Sam Rikard, meteorologist for Olive Branch’s OBTV, said the rainfall was around 1.5 inches in the area, but the winds were strong.

“I have eight weather stations scattered around town and the highest wind that one of those picked up was 51 miles-per-hour at about 5 a.m.,” Rikard said. “All of those stations are to the north of where the tornado came through. The winds in those areas were obviously much higher.”

Rikard added there were areas of structural damage along College Road in the city of Olive Branch, including trees and power lines.

Lewisburg Volunteer Fire Department Fire Chief David Linville put out a call on social media for anyone with chain saws to come and help in the clean up.

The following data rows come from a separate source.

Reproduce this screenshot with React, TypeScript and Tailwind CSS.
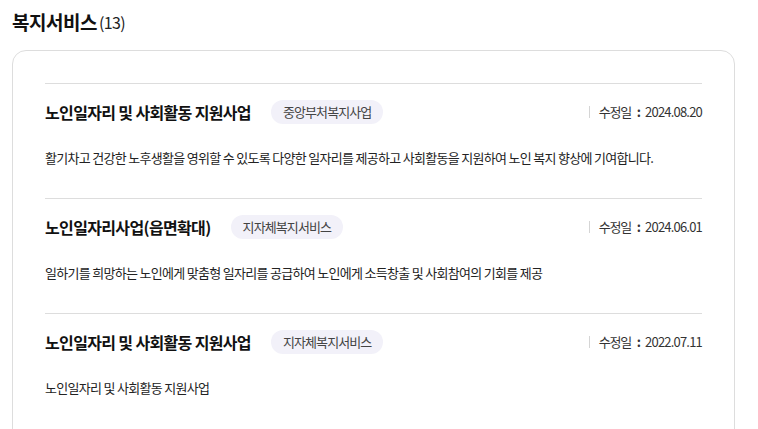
import React from "react";

const items = [
  {
    title: "노인일자리 및 사회활동 지원사업",
    badge: "중앙부처복지사업",
    date: "2024.08.20",
    desc: "활기차고 건강한 노후생활을 영위할 수 있도록 다양한 일자리를 제공하고 사회활동을 지원하여 노인 복지 향상에 기여합니다.",
  },
  {
    title: "노인일자리사업(읍면확대)",
    badge: "지자체복지서비스",
    date: "2024.06.01",
    desc: "일하기를 희망하는 노인에게 맞춤형 일자리를 공급하여 노인에게 소득창출 및 사회참여의 기회를 제공",
  },
  {
    title: "노인일자리 및 사회활동 지원사업",
    badge: "지자체복지서비스",
    date: "2022.07.11",
    desc: "노인일자리 및 사회활동 지원사업",
  },
];

export default function App() {
  return (
    <div
      className="w-[758px] h-[429px] overflow-hidden bg-white pl-3"
      style={{ fontFamily: '"Noto Sans CJK KR", "Noto Sans", sans-serif' }}
    >
      <div className="pt-2 h-9 flex items-center">
        <span className="text-[19px] font-bold text-[#111] tracking-[-0.5px] leading-7">복지서비스</span>
        <span className="text-[16px] text-[#222] tracking-[-0.6px] leading-7 ml-[2px]">(13)</span>
      </div>
      <div className="mt-[14px] w-[723px] h-[500px] border border-[#dddddd] rounded-[14px] px-8 pt-8">
        {items.map((it, i) => (
          <div key={i} className="border-t border-[#dddddd] pt-4 pb-[30px]">
            <div className="h-6 flex items-center">
              <span className="text-[16px] font-bold text-[#111] tracking-[-0.65px] leading-6">{it.title}</span>
              <span className="ml-5 h-6 px-[12px] rounded-full bg-[#f2f1f9] text-[13px] text-[#444] tracking-[-0.9px] flex items-center">
                {it.badge}
              </span>
              <div className="ml-auto flex items-center text-[13px] text-[#333]">
                <span className="w-px h-3 bg-[#d5d5d5] mr-[9px]"></span>
                <span className="tracking-[-1.3px]">수정일</span>
                <span className="ml-[6px] mr-[4px] font-bold">:</span>
                <span className="tracking-[-0.8px]">{it.date}</span>
              </div>
            </div>
            <div className="mt-6 text-[13px] leading-5 text-[#222] tracking-[-0.7px]">{it.desc}</div>
          </div>
        ))}
      </div>
    </div>
  );
}
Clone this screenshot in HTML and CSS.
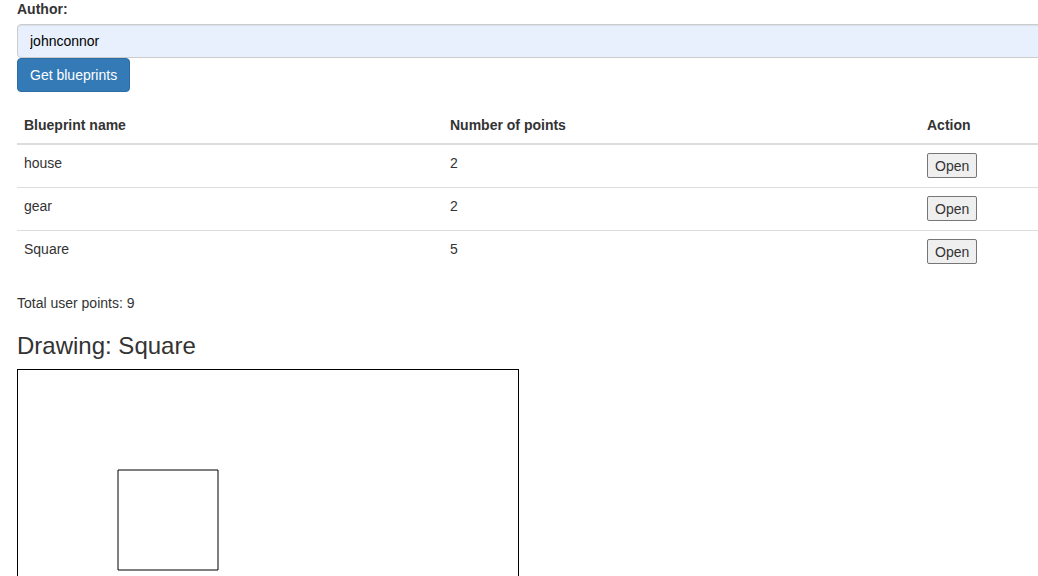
FILE: index.html
```html
<!DOCTYPE html>
<html>
<head>
<meta charset="utf-8">
<title>Blueprints</title>
<link rel="stylesheet" href="styles.css">
</head>
<body>
<div class="page">
  <label class="field-label" for="author">Author:</label>
  <input id="author" class="form-control" type="text" value="johnconnor">
  <button class="btn-primary" type="button">Get blueprints</button>

  <table class="bp-table">
    <thead>
      <tr>
        <th class="col-name">Blueprint name</th>
        <th class="col-points">Number of points</th>
        <th class="col-action">Action</th>
      </tr>
    </thead>
    <tbody>
      <tr><td>house</td><td>2</td><td><button class="btn-open" type="button">Open</button></td></tr>
      <tr><td>gear</td><td>2</td><td><button class="btn-open" type="button">Open</button></td></tr>
      <tr><td>Square</td><td>5</td><td><button class="btn-open" type="button">Open</button></td></tr>
    </tbody>
  </table>

  <p class="total">Total user points: 9</p>
  <h3 class="drawing-title">Drawing: Square</h3>
  <div class="canvas">
    <svg width="500" height="500" viewBox="0 0 500 500">
      <polygon points="100,100 200,100 200,200 100,200" fill="none" stroke="#000" stroke-width="1"/>
    </svg>
  </div>
</div>
</body>
</html>
```

FILE: styles.css
```css
html, body {
  margin: 0;
  padding: 0;
  overflow: hidden;
}
body {
  font-family: "Liberation Sans", Arial, sans-serif;
  font-size: 14px;
  line-height: 20px;
  color: #333;
  background: #fff;
}
.page {
  width: 1060px;
  padding-left: 17px;
  display: flex;
  flex-direction: column;
  align-items: flex-start;
}
.field-label {
  display: block;
  font-weight: bold;
  margin-top: -1px;
  margin-bottom: 5px;
}
.form-control {
  box-sizing: border-box;
  width: 100%;
  height: 34px;
  padding: 6px 12px;
  font: inherit;
  color: #000;
  background: #e8f0fe;
  border: 1px solid #ccc;
  border-radius: 4px;
  box-shadow: inset 0 1px 1px rgba(0,0,0,.075);
  margin: 0;
}
.btn-primary {
  box-sizing: border-box;
  height: 34px;
  padding: 6px 12px;
  font: inherit;
  color: #fff;
  background: #337ab7;
  border: 1px solid #2e6da4;
  border-radius: 4px;
  margin: 0;
}
.bp-table {
  width: 100%;
  border-collapse: collapse;
  border-spacing: 0;
  margin-top: 15px;
  margin-bottom: 20px;
}
.bp-table th, .bp-table td {
  padding: 8px 7px;
  text-align: left;
  vertical-align: top;
  line-height: 20px;
}
.bp-table th {
  font-weight: bold;
  vertical-align: bottom;
  border-bottom: 2px solid #ddd;
}
.bp-table td {
  border-top: 1px solid #ddd;
  height: 26px;
}
.bp-table tbody tr:first-child td {
  border-top: 0;
  height: 26px;
}
.col-name { width: 412px; }
.col-points { width: 463px; }
.btn-open {
  box-sizing: border-box;
  height: 25px;
  padding: 1px 7px;
  font: inherit;
  line-height: 20px;
  color: #333;
  background: #efefef;
  border: 1px solid #767676;
  border-radius: 2px;
  margin: 0;
}
.total {
  margin: 0;
}
.drawing-title {
  font-size: 24px;
  font-weight: 500;
  line-height: 26px;
  margin: 20px 0 10px;
}
.canvas {
  border: 1px solid #000;
  width: 500px;
  height: 500px;
}
.canvas svg {
  display: block;
}
```
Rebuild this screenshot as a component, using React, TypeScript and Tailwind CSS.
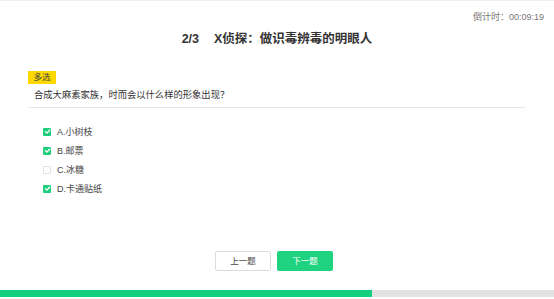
import React from 'react';

interface Option {
  key: string;
  label: string;
  checked: boolean;
}

const options: Option[] = [
  { key: 'A', label: '小树枝', checked: true },
  { key: 'B', label: '邮票', checked: true },
  { key: 'C', label: '冰糖', checked: false },
  { key: 'D', label: '卡通贴纸', checked: true },
];

const font = { fontFamily: '"Liberation Sans", "Noto Sans CJK SC", sans-serif' };

const CheckBox: React.FC<{ checked: boolean }> = ({ checked }) =>
  checked ? (
    <span className="flex h-[8px] w-[8px] items-center justify-center rounded-[1px] bg-[#1fcf7c]">
      <svg width="7" height="7" viewBox="0 0 10 10" fill="none">
        <path d="M2 5.2 L4.2 7.3 L8.2 2.8" stroke="white" strokeWidth="1.8" strokeLinecap="round" strokeLinejoin="round" />
      </svg>
    </span>
  ) : (
    <span className="h-[8px] w-[8px] rounded-[1px] border border-[#e2e2e2] bg-white" />
  );

const App: React.FC = () => {
  return (
    <div style={font} className="flex h-[299px] w-full flex-col border-t border-[#f0f0f0] bg-white text-[#333]">
      {/* countdown */}
      <div className="pt-[10px] pr-[10px] text-right text-[9px] leading-[12px] text-[#777]">
        倒计时：00:09:19
      </div>

      {/* title */}
      <div className="mt-[8px] flex justify-center text-[12.5px] font-bold leading-[16px] text-[#333]">
        <span className="mr-[15px]">2/3</span>
        <span>X侦探：做识毒辨毒的明眼人</span>
      </div>

      {/* question */}
      <div className="mt-[24px] pl-[28px] pr-[29px]">
        <span className="flex h-[13px] w-[28px] items-center justify-center bg-[#fcd800] text-[8.5px] leading-none text-[#444]">
          多选
        </span>
        <div className="mt-[5px] border-b border-[#e6e6e6] pb-[6px] pl-[6px] text-[9.3px] leading-[12px] text-[#333]">
          合成大麻素家族，时而会以什么样的形象出现？
        </div>
        <div className="mt-[14px] pl-[15px]">
          {options.map(opt => (
            <div key={opt.key} className="flex h-[19px] items-center gap-[6px]">
              <CheckBox checked={opt.checked} />
              <span className="text-[9px] leading-[12px] text-[#444]">
                {opt.key}.{opt.label}
              </span>
            </div>
          ))}
        </div>
      </div>

      {/* buttons */}
      <div className="mt-[53px] flex justify-center gap-[6px] pr-[6px]">
        <button className="h-[20px] w-[56px] rounded-[2px] border border-[#dcdcdc] bg-white text-[8.5px] text-[#444]">
          上一题
        </button>
        <button className="h-[20px] w-[56px] rounded-[2px] bg-[#1fd27f] text-[8.5px] text-white">
          下一题
        </button>
      </div>

      {/* progress */}
      <div className="mt-[19px] h-[7px] w-full bg-[#e2e2e2]">
        <div className="h-full bg-[#14cf7d]" style={{ width: `${(372 / 554) * 100}%` }} />
      </div>
    </div>
  );
};

export default App;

In the Love community, the vicinity of Hernando Point was where the tornado touched down, damaging homes, trees, and power lines. As it traveled, it seem to hopscotch along its 30 mile route through the county.

“Homes and properties along Gaines Road were hit pretty hard,” said former DeSoto County School District Supt. Milton Kuykendall, who lives in the area and was helping clean up debris. “We have significant tree damage, broken fences, power lines down, along with building and property damage.”

The Love Fire Department was being used as a command post and volunteers from local rescue units and county teams converged to coordinate search and rescue efforts. An occasional fire truck was dispatched with sirens filling the air as the unit raced down the highway and side roads.

In the same area is the popular Cedar Hill Farm agri-tourism attraction that is owned and operated by former state Rep. Robert Foster.

Photos of the damage were posted on their social media with Foster writing in a Facebook post,

“The farm sustained a lot of damage, but all animals are accounted for. Our hearts and prayers are with our communities that seem to have received the brunt of this morning’s storm and to our first responders and emergency personnel who are working overtime to restore services and keep us safe.”

County Emergency Management Agency officials added that anyone needing special assistance from the American Red Cross in the aftermath should call the EMA at 662-469-8918 or contact the Red Cross directly for assistance at 901-726-1690.